The following is a compressed version of the self-evaluation form that is also
available as an on-line form that I will ask you to fill out and submit to me after
completing each of your essays. This version is more convenient to print out.
Categories A, B, and C detail the criteria that I will use to evaluate your essay.
A. Thesis statement and essay unity.
- Does the thesis statement I have written at the end of the essay really express the main
point that I make in the essay? (TS 2)
- Does the thesis statement reflect everything in the essay? Does the essay develop
everything in the thesis statement? (TS 3)
- Does the thesis statement make a positive statement rather than a negative one? (TS 5)
- Is every clause in the thesis statement in the active voice? (TS
6) (List the subjects and verbs of each clause in your thesis statement below to
illustrate your answer.)
- Does your thesis statement answer the questions "why?" and "how?" to
the satisfaction of a doubting reader? Your thesis statement, of course, will not support
or explain or provide evidence of why or how, but it should state the reasons why it is
true if these will be discussed in the essay. (TS 4)
- Is your thesis statement clear (TS 7), precise and
limited (TS 8), controversial or informative (TS 9), and defensible (TS
B. Introduction and conclusion.
- Is your first paragraph interesting? Does it provide concrete and specific material that
is likely to catch the readers attention and focus it on your topic?
- Do you make a clear contract with the reader? Please summarize what you believe
your contract is.
- Does the conclusion of your essay satisfy your contract with the reader? How?
- Do the paragraphs of your essay move in a logical direction? Does the reader have the
experience of getting someplace, of answering questions and moving toward a point? Or does
the essay jump around for no apparent reason? Evaluate the overall organization
of your essay briefly, and then point out where you think the transition between
paragraphs is strongest and where it is weakest?
- Evaluate the overall organization of your essay briefly, and then point out where you
think the transition between paragraphs is strongest and where it is weakest?
- Would your essay be persuasive to someone who doubts your thesis statement? What
qualities of evidence or support
would make it so? (DIH 2.4) In particular, list your specific examples and clear, vivid
cases that illustrate and support your points. Do you write about actual people in the
essay? Where could you make the essay more interesting by adding a story, and example, or
a more specific explanation? Are there places where you should introduce a source
more clearly or fully or where a citation needs to be provided and corrected?
- In the essay, do you answer the question "How do you know?" of every claim you
make in such a way that a doubting
reader would be satisfied? Evaluate the overall quality of the evidence you use in the
essay, then comment on where you think your evidence is strongest and where you think it
is weakest. (DIH 2.4)
- Is the evidence introduced and explained clearly and cited correctly, when necessary, in
accordance with MLA citation and list of works cited format? (DIH
2.4, 31a 1 and 3)
- Does each sentence in each paragraph lead to or from the central point (the topic
sentence)? (2a) What is your most
coherent paragraph? What your least?
- Is every paragraph fully developed? (2c) Which are and which arent? What is
your best developed paragraph and what your worst?
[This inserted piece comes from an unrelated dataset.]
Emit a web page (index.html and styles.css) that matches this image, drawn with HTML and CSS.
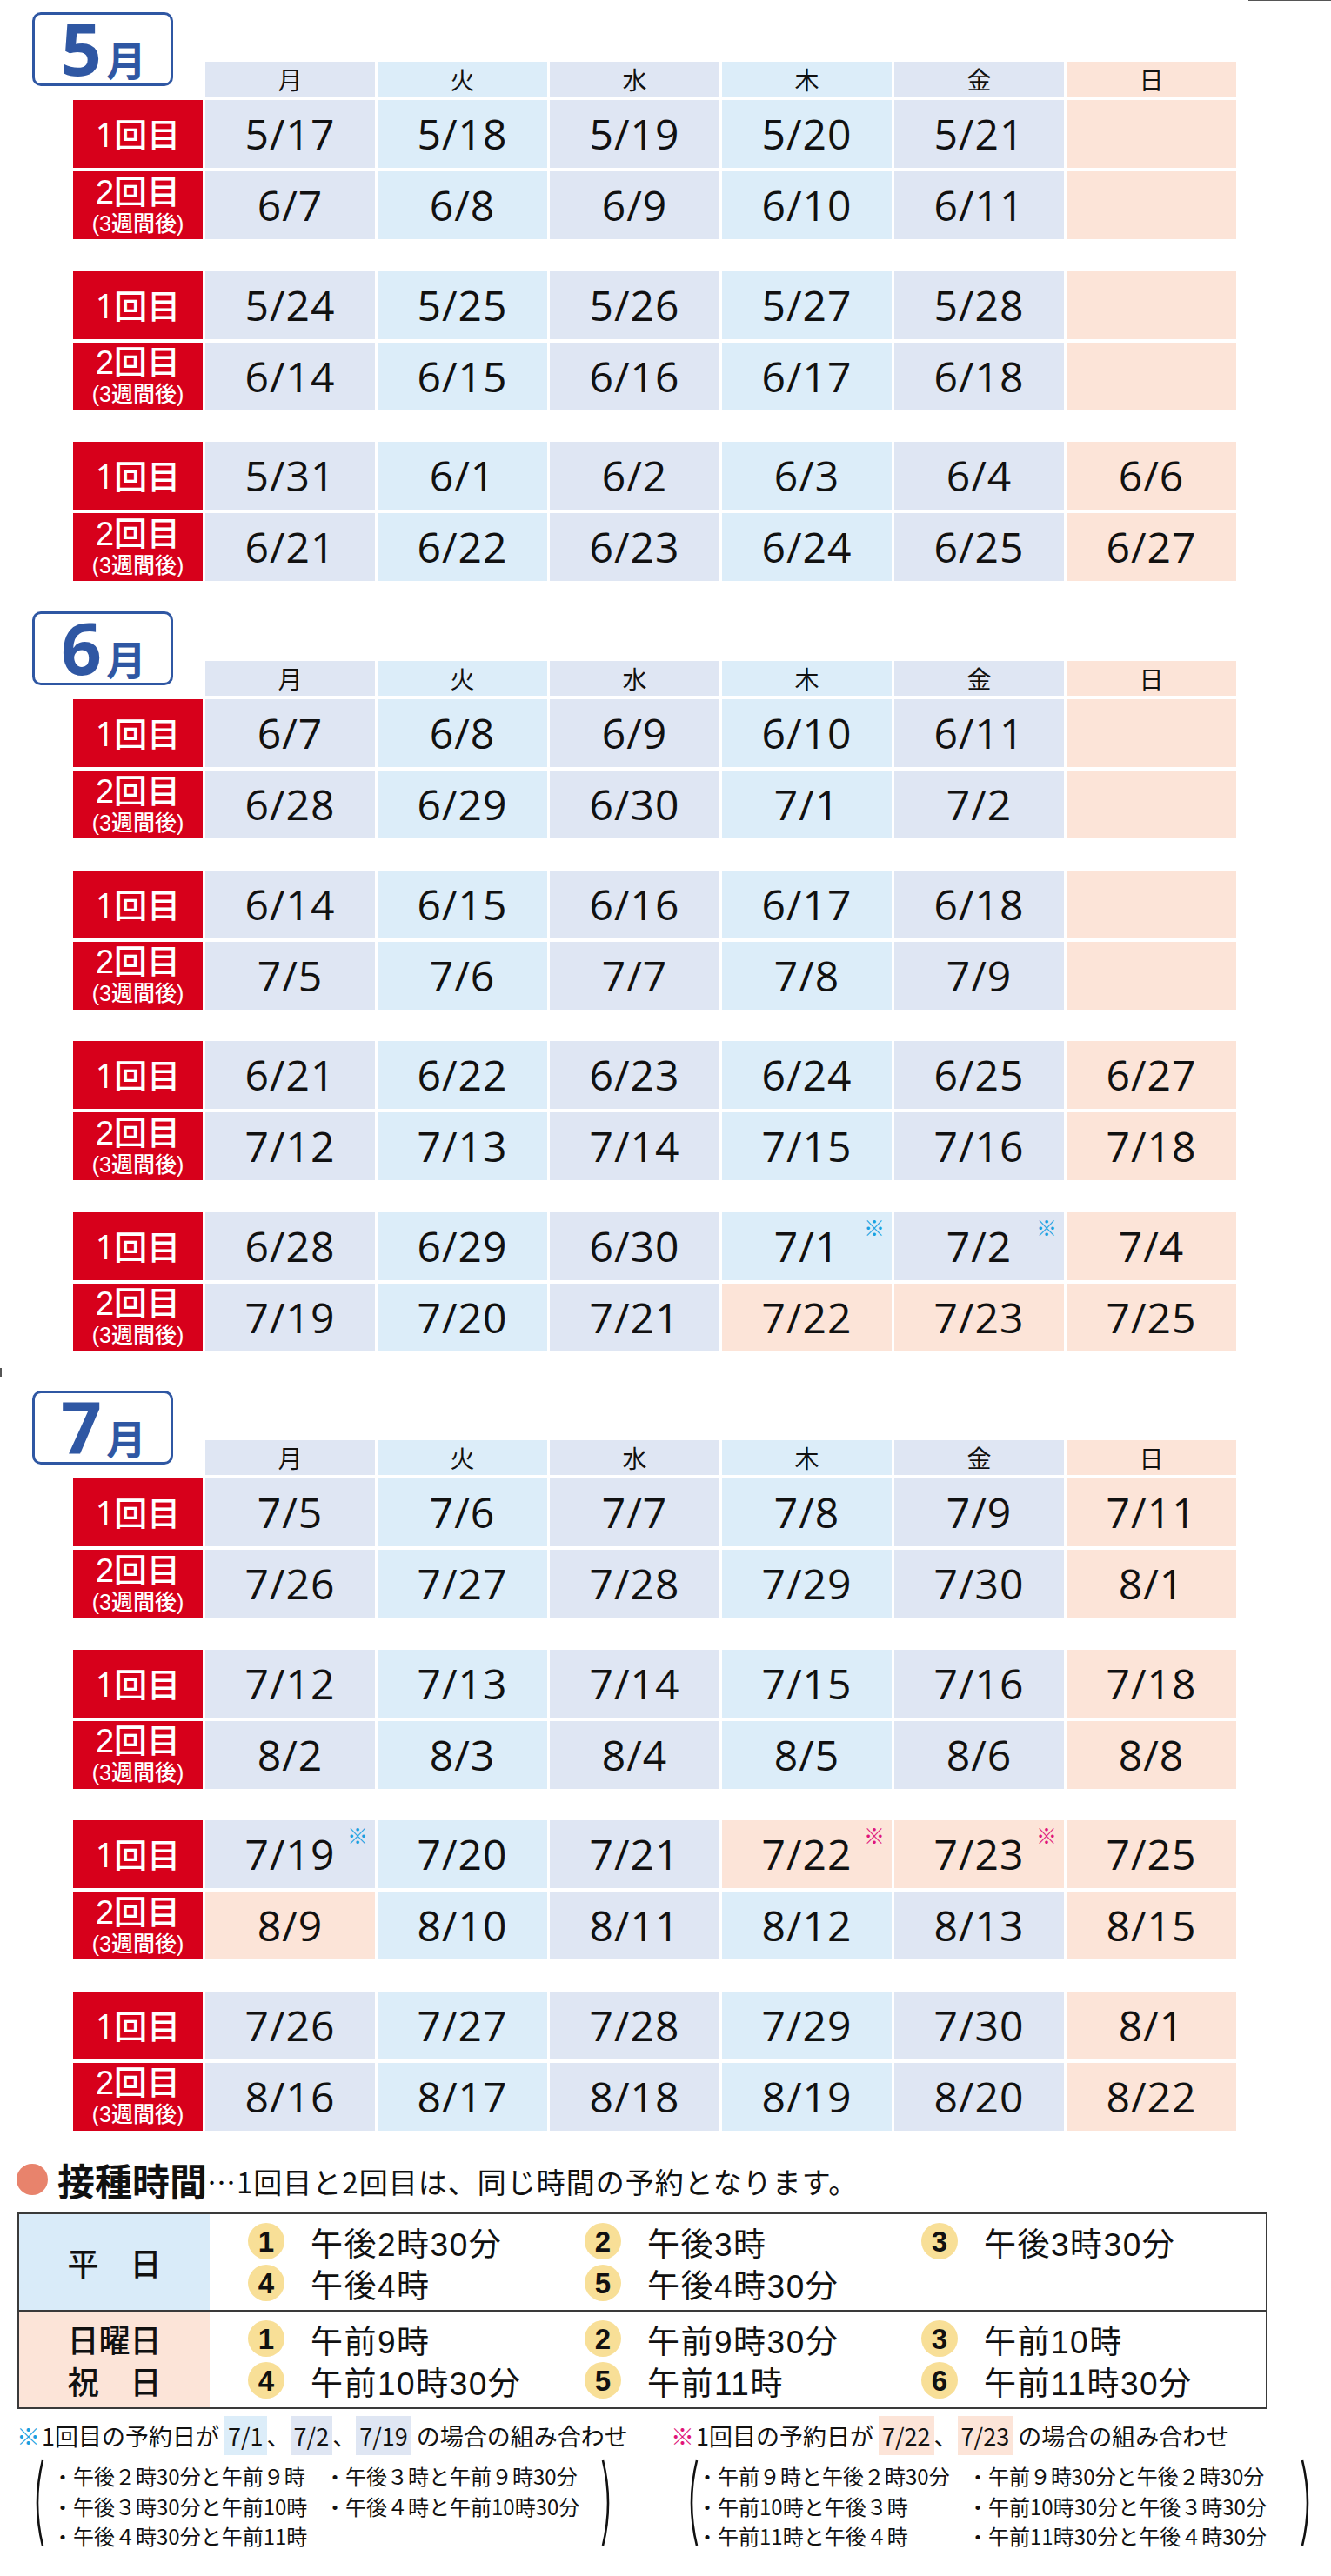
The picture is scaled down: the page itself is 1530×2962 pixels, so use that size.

- Is this essay clearly written and relatively free of errors in grammar, spelling, and
usage? (5d) What kind of errors have you corrected before submitting this essay? What kind
of errors do you believe are still there?
D. Writing and revision process.
- Did you read the essay aloud at every stage of revision?
- Did you revise or rewrite your thesis statement whenever you could make it a better
guide for writing and revising your
essay? How many times did you revise this thesis? (DIH
- Did you allow at least one full day between writing your first draft and beginning the
revision process? (5a1)
- How much time did you spend writing this essay? (This refers to actual writing, not
research and planning.)
- How much time did you spend in research for this essay?
- How much time did you devote to proofreading your drafts for errors and correcting them?
When did you do this?
- How interesting is this essay? To what kinds of readers would it be
more interesting? To what kinds of readers less interesting?
What parts are most and what least interesting? Are there parts where
readers will be bored or confused?
- How effective an essay do you believe this is. That is, how successful would
this essay be a persuading the other
members of the class to believe your thesis statement? Why?